Once this complete channel program object (i.e. nvlist) is passed to the kernel, it becomes the responsibility of the ZCP interpreter to check the correctness of the program in open context, in terms of both syntactic structure and filesystem permissions. The syntactic structure will be novel work, but the permissions checking can be handled by new versions of the existing check functions for DSL sync tasks. If these checks pass in open context the channel program will be queued for execution in the next syncing context just as DSL sync tasks are.
 
Once all checks have passed again in syncing context, the channel program can actually be executed. This would be performed by a breadth-first traversal of the ZCP program tree, with a call to a function analogous to the current DSL sync task sync function for each operation (e.g. snapshot, destroy, create) as well as custom interpreter code to implement different ZCP control statements (e.g. iterate_snapshots, iterate_children, if_equals). For the example ZCP program described by the nvlist above, a sample execution could be:
 
# Starting at the first item of the nvlist, the ZCP interpreter reads an nvpair with name=”zcp_iterate_snapshots” and recognizes it as a reserved control statement keyword. The check functions would have already ensured that the data type for this nvpair was DATA_TYPE_NVLIST, and that the nvlist contained had “dataset”, “iterator”, and “body” nvpairs. The string value associated with “dataset” is retrieved and used to get a list of snapshots. The interpreter will now iterate through these snapshots, at each iteration creating a variable in the local ZCP scope with the name stored in the “iterator” nvpair.
# The ZCP interpreter then retrieves the nvlist stored in the “body” nvpair and begins executing it.

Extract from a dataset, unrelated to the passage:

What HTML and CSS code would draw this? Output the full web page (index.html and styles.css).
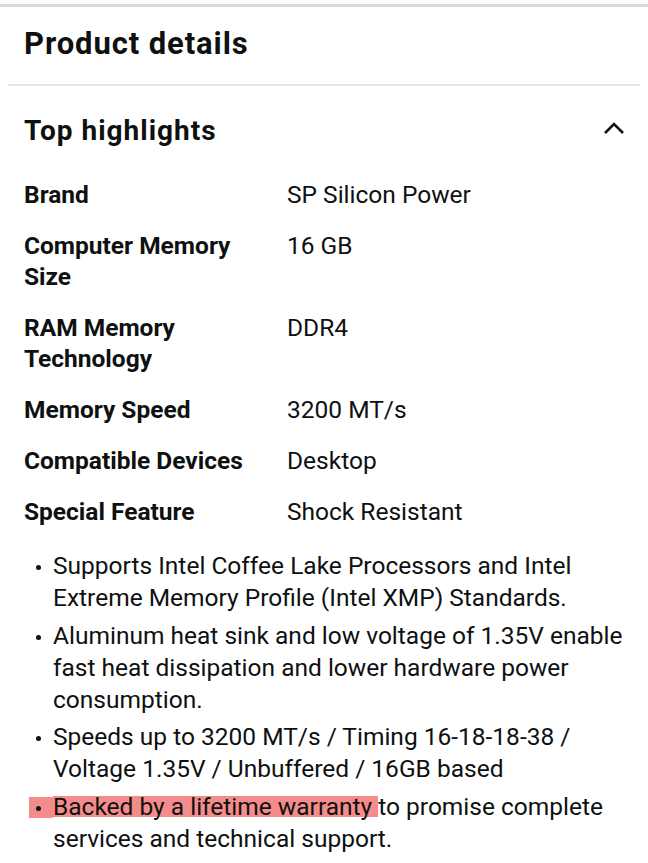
FILE: index.html
```html
<!DOCTYPE html>
<html lang="en">
<head>
<meta charset="utf-8">
<link rel="stylesheet" href="styles.css">
</head>
<body>
<div class="topbar"></div>
<section class="card">
  <h1 class="title">Product details</h1>
  <div class="divider"></div>
  <div class="section-head">
    <h2 class="subtitle">Top highlights</h2>
    <svg class="chevron" width="22" height="14" viewBox="0 0 22 14"><path d="M2 12 L11 3 L20 12" fill="none" stroke="#0f1111" stroke-width="2.6"/></svg>
  </div>
  <div class="specs">
    <div class="label">Brand</div><div class="value">SP Silicon Power</div>
    <div class="label">Computer Memory Size</div><div class="value">16 GB</div>
    <div class="label">RAM Memory Technology</div><div class="value">DDR4</div>
    <div class="label">Memory Speed</div><div class="value">3200 MT/s</div>
    <div class="label">Compatible Devices</div><div class="value">Desktop</div>
    <div class="label">Special Feature</div><div class="value">Shock Resistant</div>
  </div>
  <ul class="bullets">
    <li>Supports Intel Coffee Lake Processors and Intel Extreme Memory Profile (Intel XMP) Standards.</li>
    <li>Aluminum heat sink and low voltage of 1.35V enable fast heat dissipation and lower hardware power consumption.</li>
    <li>Speeds up to 3200 MT/s / Timing 16-18-18-38 / Voltage 1.35V / Unbuffered / 16GB based</li>
    <li class="marked"><span class="hl">Backed by a lifetime warranty </span>to promise complete services and technical support.</li>
  </ul>
</section>
</body>
</html>
```
FILE: styles.css
```css
html, body {
  margin: 0;
  padding: 0;
  background: #ffffff;
}
body {
  font-family: Roboto, "Liberation Sans", sans-serif;
  color: #0f1111;
  width: 648px;
  height: 863px;
  overflow: hidden;
}
.topbar {
  height: 3px;
  margin-top: 4px;
  background: #d5dbdb;
}
.title {
  margin: 0;
  padding: 19px 24px 0 24px;
  height: 56px;
  box-sizing: border-box;
  font-size: 31px;
  line-height: 36px;
  font-weight: 700;
  letter-spacing: 0.9px;
}
.divider {
  margin: 21px 8px 0 8px;
  height: 2px;
  background: #e3e6e6;
}
.section-head {
  display: flex;
  align-items: center;
  justify-content: space-between;
  padding: 28px 23px 0 24px;
}
.subtitle {
  margin: 0;
  font-size: 28px;
  line-height: 34px;
  font-weight: 700;
  letter-spacing: 1px;
}
.chevron {
  display: block;
  margin-top: -6px;
}
.specs {
  display: grid;
  grid-template-columns: 263px 1fr;
  row-gap: 20px;
  padding: 31px 24px 0 24px;
  font-size: 24.5px;
  line-height: 31px;
}
.label {
  font-weight: 700;
  padding-right: 20px;
}
.value {
  font-weight: 400;
}
.bullets {
  list-style: none;
  margin: 23px 0 0 0;
  padding: 0 22px 0 29px;
  font-size: 24.5px;
  line-height: 32px;
}
.bullets li {
  position: relative;
  padding-left: 24px;
  margin-bottom: 5.5px;
}
.bullets li::before {
  content: "";
  position: absolute;
  left: 7px;
  top: 15px;
  width: 5px;
  height: 5px;
  border-radius: 50%;
  background: #0f1111;
  z-index: 1;
}
.bullets li.marked::after {
  content: "";
  position: absolute;
  left: 0;
  top: 6px;
  width: 24px;
  height: 21px;
  background: #f48c8c;
}
.hl {
  background-image: linear-gradient(#f48c8c, #f48c8c);
  background-repeat: no-repeat;
  background-size: 100% 21px;
  background-position: 0 50%;
}
```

This should use the exact same code as Step 1, the only difference being that we now have a “snap” variable added to our local scope.

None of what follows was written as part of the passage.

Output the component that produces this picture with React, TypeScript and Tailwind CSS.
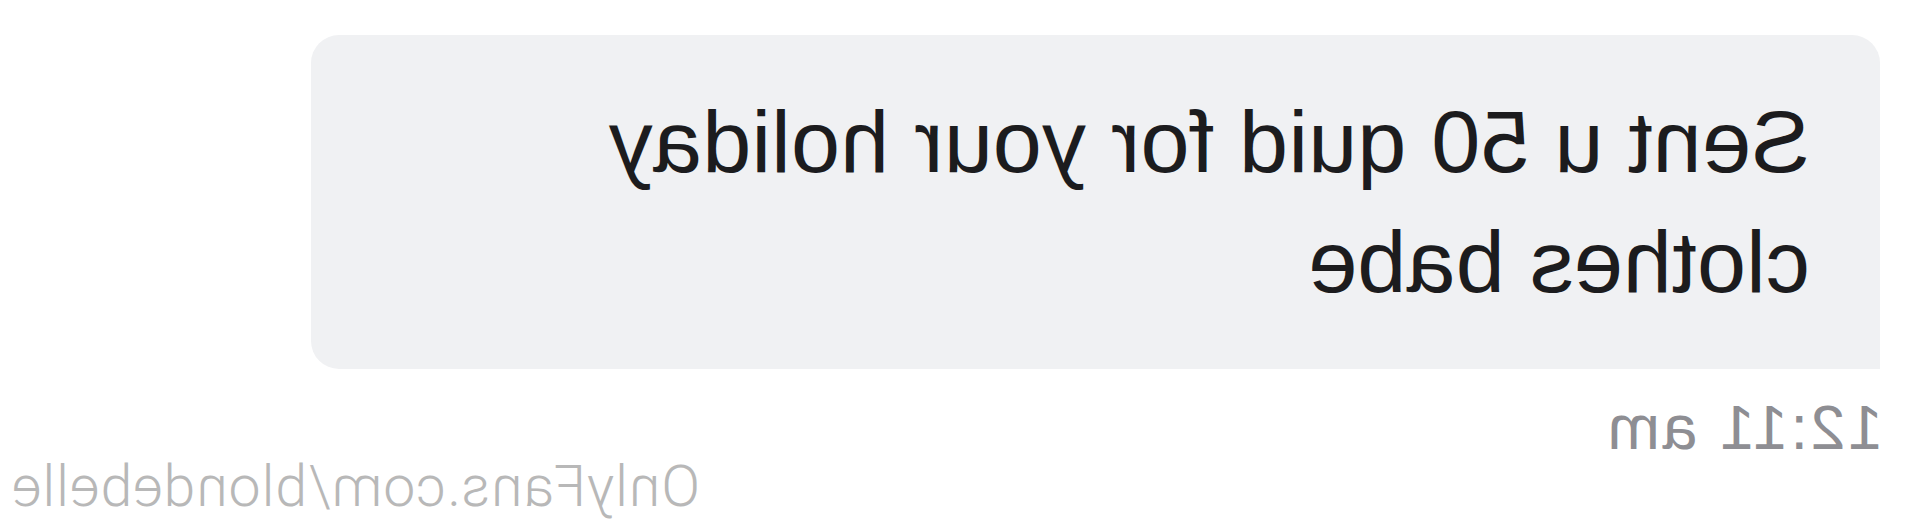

# The interpreter retrieves the first nvpair in the “body” nvlist, and identifies it using its name: “zcp_destroy_snapshot”. As with any ZCP operation that takes arguments, its data type is DATA_TYPE_NVLIST and so ZCP retrieves the nvlist stored with the “zcp_destroy_snapshot” nvpair.
# In the case of “zcp_destroy_snapshot”, we only have a single argument named “snap”, which must evaluate to a string. In this case, the “snap” argument maps to an nvlist containing a single nvpair which represents a “zcp_resolve” operation. The interpreter looks up the variable name provided to this zcp_resolve (“snap”) in the current scope and returns the string value that was stored there by zcp_iterate_snapshots. After evaluating this zcp_resolve, we return the discovered value to “zcp_destroy_snapshot”, which must check that the returned nvpair has type DATA_TYPE_STRING, but which can then perform the actual destroy.
# Steps 2, 3, and 4 will continually repeat as we iterate over the snapshot list created by zcp_iterate_snapshots in Step 1.
 
The key subtlety to notice here is that with this expression of multiple ZFS operations in a single entity, the channel program, we can guarantee that the desired semantics of this operation are upheld, i.e. given a dataset with snapshots S1, S2, …, SN this program terminates only when all those snapshots have been destroyed and guarantees that dataset has no other snapshots. Even better, channel programs would then allow one to quickly add functionality to this program, for instance by adding an additional operation that immediately creates a fresh snapshot once all of the destroys have completed. That kind of rapid prototyping and deployment of complex ZFS functionality with powerful consistency guarantees is missing today but would be a powerful addition.